Testing my methods against the KITTI Roads Dataset, I was able to demonstrate that applying a stereo-based height threshold to pre-filter the image dramatically improved the safety of the system by eliminating false lane marking features with a 95.5% Negative Predictive Value. Investigation revealed that the system had difficulty learning to classify the out-of-plane features. As even a trained human observer can struggle to classify such features at a local level (see below), the best solution is to incorporate information beyond what the BEV provides, such as 3D from stereo vision, before leaving an algorithm to struggle to learn it.

lane marking sign post

Above: One is a signpost, the other is a lane marking

The resulting system can be trained on unlabelled data and demonstrated a very low false-detection rate (~90% precision) on real-world data. This work was later rewritten in C++ for real-time performance as the ULMA project (see above).
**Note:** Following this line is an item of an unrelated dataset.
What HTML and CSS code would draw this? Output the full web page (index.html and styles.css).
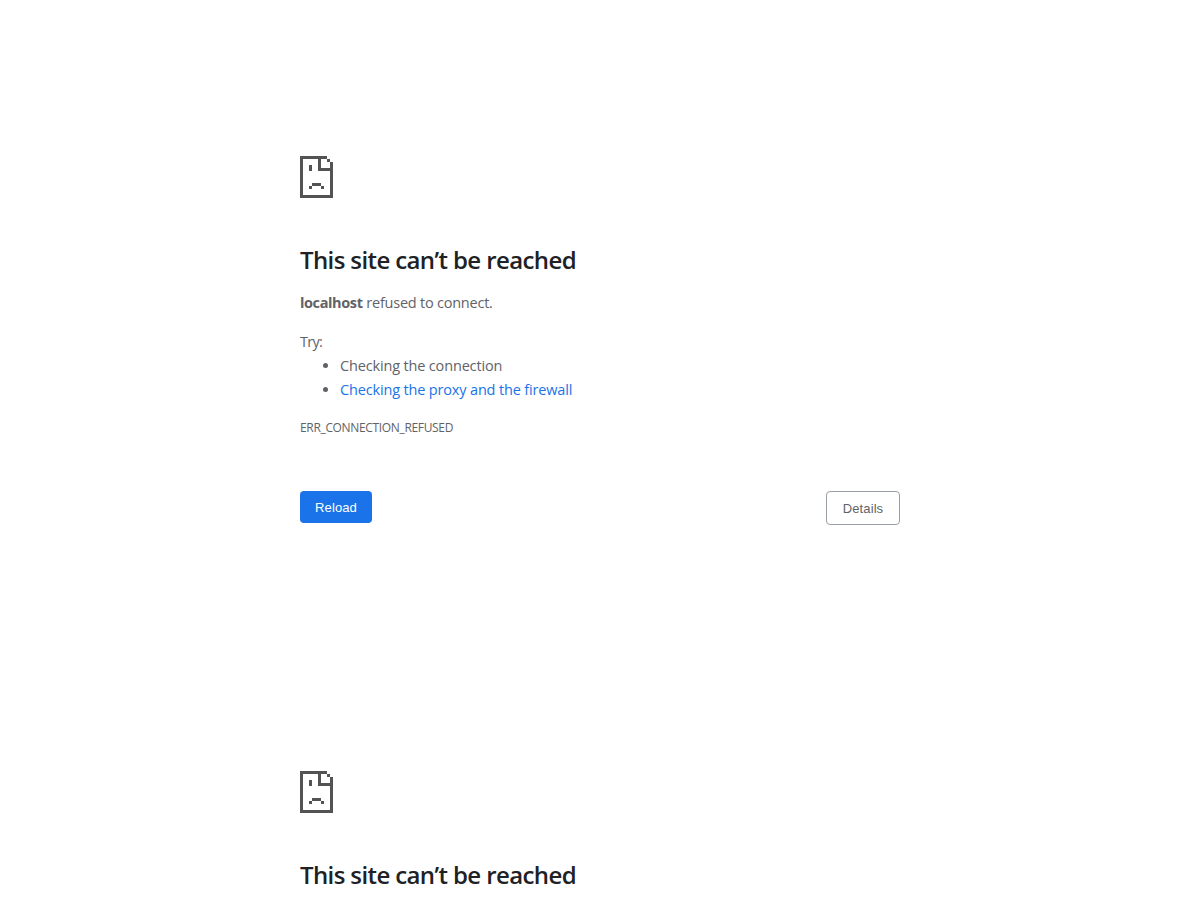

Underwater Stereo SLAM with Refraction Correction

Between my BASc and MASc, I worked as a Research Assistant for my soon-to-be MASc supervisor, Prof Steven Waslander, on a fascinating project to perform vision-based Stereo SLAM underwater. In addition to the mechanical difficulties of dealing with underwater environments, underwater stereo vision is particularly difficult because of the refraction that occurs at the boundary between the medium containing the camera (often air) and the medium containing the scene (water).

As refraction is a nonlinear process, significant refraction requires revisiting all of the geometry involved in conventional stereo vision. We were able to correct for the refraction-induced distortions using a physics-based model in which epipolar search-lines become epipolar search-curves. This work culminated in a publication presented at IROS 2013. My primary contribution to the work was my research on the refractive projection of images, the generation and reprojection of epipolar curves, and the calibration method (sections II, III, and IV).

Scene | Depth Map | Map

Left: Image of the test scene, Middle: Refraction-corrected stereo depth image, Right: View of resulting SLAM scene.